Happy Independence Day, America. 🇺🇸 pic.twitter.com/Bm0QvLWvHR
The reported decision matters because the request concerned an operation above the National Mall, where a mechanical failure would have consequences well beyond the crew. The FAA spokeswoman told the Journal that the agency had conducted a standard safety review of 'privately owned, experimental aircraft' before they came under government ownership. The agency did not say that it had reversed its safety conclusion.
NASA had publicly advertised the Washington events in advance. The official Freedom 250 page listed 3-5 July activities at the Great American State Fair and a 4 July 'Salute to America' fireworks celebration, alongside a schedule of agency flyovers. NASA also identified the F-5 in a February image caption as Isaacman's personal aircraft.
Public Aircraft Status Became Regulatory Fault Line
Isaacman told the Journal that the flyover should never have been filed as a civil operation. He said the jets were already under NASA control, although the titles had not been transferred. The Journal reported that the FAA registry still listed Isaacman's company, JDI Holdings, as the owner of three of the four aircraft, with a separate entity owning the fourth. It also reported that invited government passengers did not fly.
That distinction is central, rather than semantic. Federal law defines a public aircraft to include an aircraft 'used only for the United States Government,' subject to statutory limits. An aircraft loses that status when it is used for commercial purposes or carries passengers who are not crew or qualified non-crewmembers, under 49 U.S.C. §40125. The statute does not make a recorded transfer of title the only possible route to federal public-aircraft status, but it does require the operation to meet the governing conditions.
The FAA's advisory circular on public aircraft operations says its purpose is to help determine whether government-owned or government-contracted aircraft operations are public or civil. It also says the circular is guidance, not a regulation, and does not alter the statutory requirements.
The materials reviewed do not include NASA's custody agreement, its risk acceptance, a mission order, or a formal FAA public-aircraft determination for the July flight. Those missing records prevent a definitive public conclusion about whether the reclassification was legally sufficient.

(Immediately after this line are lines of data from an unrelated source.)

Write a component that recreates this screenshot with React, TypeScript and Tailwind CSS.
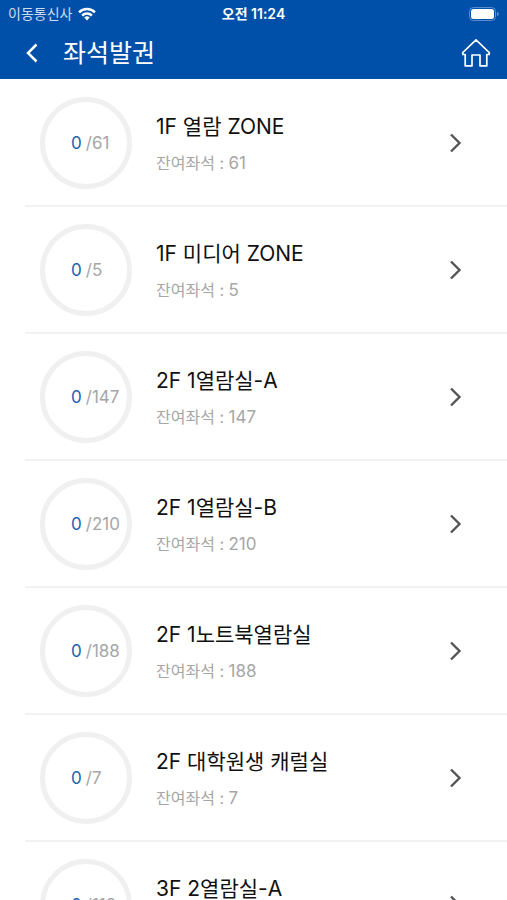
type Room = { name: string; used: number; total: number };

const rooms: Room[] = [
  { name: '1F 열람 ZONE', used: 0, total: 61 },
  { name: '1F 미디어 ZONE', used: 0, total: 5 },
  { name: '2F 1열람실-A', used: 0, total: 147 },
  { name: '2F 1열람실-B', used: 0, total: 210 },
  { name: '2F 1노트북열람실', used: 0, total: 188 },
  { name: '2F 대학원생 캐럴실', used: 0, total: 7 },
  { name: '3F 2열람실-A', used: 0, total: 118 },
];

function WifiIcon() {
  return (
    <svg width="18" height="14" viewBox="0 0 20 15" aria-hidden="true" fill="none" stroke="currentColor" strokeWidth="2.8">
      <path d="M1.200 5.600a12.400 12.400 0 0 1 17.600 0" />
      <path d="M4.600 9.200a7.600 7.600 0 0 1 10.800 0" />
      <path d="M10 14.600 6.900 11.500a4.400 4.400 0 0 1 6.200 0z" fill="currentColor" stroke="none" />
    </svg>
  );
}

function BatteryIcon() {
  return (
    <svg width="30" height="14" viewBox="0 0 30 14" aria-hidden="true">
      <rect x="0.5" y="0.5" width="26" height="13" rx="4" fill="none" stroke="#fff" strokeOpacity="0.35" />
      <rect x="2" y="2" width="23" height="10" rx="2.5" fill="#fff" />
      <path d="M28 5v4c1-.3 1.6-1.100 1.600-2S29 5.300 28 5z" fill="#fff" fillOpacity="0.4" />
    </svg>
  );
}

function StatusBar() {
  return (
    <div className="grid h-[27px] grid-cols-3 items-center px-2 text-sm leading-none">
      <div className="flex items-center gap-1.5">
        <span className="opacity-80">이동통신사</span>
        <WifiIcon />
      </div>
      <span className="text-center font-semibold">오전 11:24</span>
      <div className="flex justify-end">
        <BatteryIcon />
      </div>
    </div>
  );
}

function TitleBar() {
  return (
    <div className="flex h-[52px] items-center pr-4 pl-6">
      <button type="button" aria-label="뒤로" className="flex w-[39px]">
        <svg width="14" height="20" viewBox="0 0 14 20" fill="none" stroke="currentColor" strokeWidth="2.500">
          <path d="M12.500 1.500 4 10l8.500 8.500" />
        </svg>
      </button>
      <h1 className="flex-1 text-[25px] leading-none">좌석발권</h1>
      <button type="button" aria-label="홈">
        <svg width="30" height="30" viewBox="0 0 30 30" fill="none" stroke="currentColor" strokeWidth="1.700" strokeLinejoin="round">
          <path d="M15 1.800 1.800 14.500v2H4.200v11.300h6.800v-10.800h8v10.800h6.800V16.500h2.400v-2z" />
        </svg>
      </button>
    </div>
  );
}

function RoomRow({ room }: { room: Room }) {
  return (
    <li className="ml-[25px] border-b-2 border-[#f2f2f2]">
      <button type="button" className="flex h-[125px] w-full items-center pr-11 pl-[15px] text-left">
        <span className="flex size-[92px] shrink-0 items-center rounded-full border-5 border-[#f0f0f0] pt-0.5 pl-[26px] text-[17px] leading-none text-[#a6a6a6]">
          <span className="text-[#1f5fb8]">{room.used}</span>
          <span className="pl-1">/{room.total}</span>
        </span>
        <span className="ml-6 flex flex-1 flex-col gap-3 pt-1">
          <span className="text-[21px] leading-6 text-[#111]">{room.name}</span>
          <span className="text-base leading-6 text-[#a6a6a6]">
            잔여좌석 : <span className="text-[17px]">{room.total - room.used}</span>
          </span>
        </span>
        <svg width="14" height="22" viewBox="0 0 14 22" aria-hidden="true" fill="none" stroke="#555" strokeWidth="2.400">
          <path d="m2 2.500 8.500 8.500-8.500 8.500" />
        </svg>
      </button>
    </li>
  );
}

export default function App() {
  return (
    <div className="flex h-screen flex-col overflow-hidden bg-white font-['Inter','Noto_Sans_CJK_KR',sans-serif]">
      <header className="shrink-0 bg-[#0050aa] text-white">
        <StatusBar />
        <TitleBar />
      </header>
      <main className="min-h-0 flex-1 overflow-y-auto [scrollbar-width:none]">
        <ul className="pt-px">
          {rooms.map((room) => (
            <RoomRow key={room.name} room={room} />
          ))}
        </ul>
      </main>
    </div>
  );
}
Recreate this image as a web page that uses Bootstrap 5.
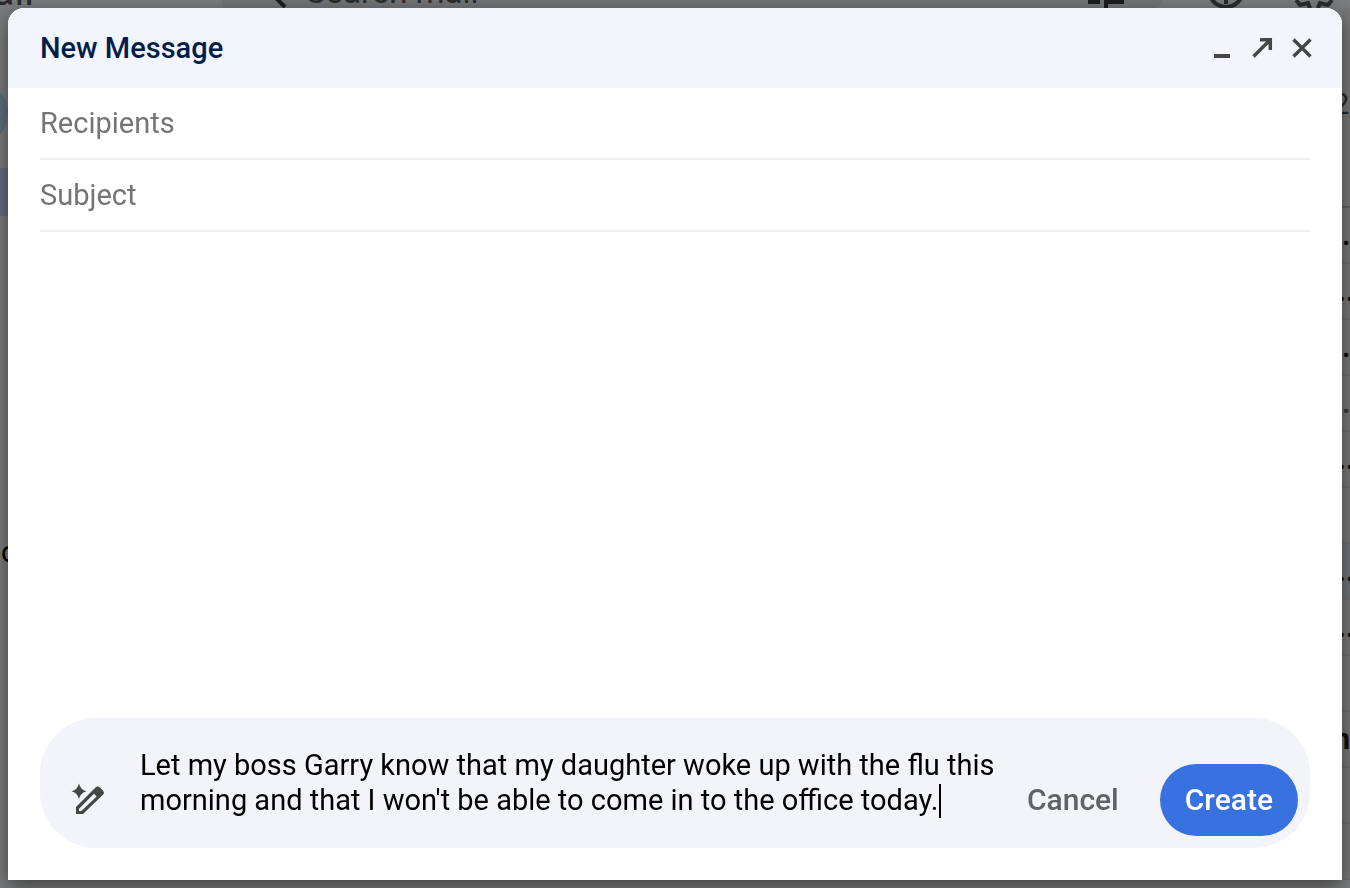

Official Event, Personal Aircraft
The 4 July appearance was not an unscheduled private stunt. NASA's Freedom 250 material presented the flyovers as part of a national anniversary programme, while the agency's separate Flight Inspiration guidance describes flyovers as straight, level passes of up to three F-5 aircraft and requires event applicants to provide an FAA contact. That guidance does not itself decide the legal status of this particular flight, and it does not explain the reported four-aircraft request.
Isaacman's aviation credentials are substantial. NASA's official biography says he has more than 8,000 flight hours, has flown at more than 100 airshows, and is qualified in the Northrop F-5 and T-38. Those credentials, however, do not answer the public-interest question raised by the FAA's decision: whether an agency head's personal jets can move from a rejected civil proposal to a government operation without release of the safety and custody documentation behind that change.
The Journal reported that Isaacman said FAA Administrator Bryan Bedford texted him before the flight to wish him well, while Transportation Secretary Sean Duffy backed the FAA's safety decision and did not intervene. Neither point demonstrates that FAA safety officials withdrew their objections. It instead illustrates the unresolved institutional split between a regulator's safety review and NASA's claimed authority to conduct a government operation.
The unresolved issue is whether a safety refusal for privately owned aircraft can be overtaken by reclassification as government business without transparent public documentation.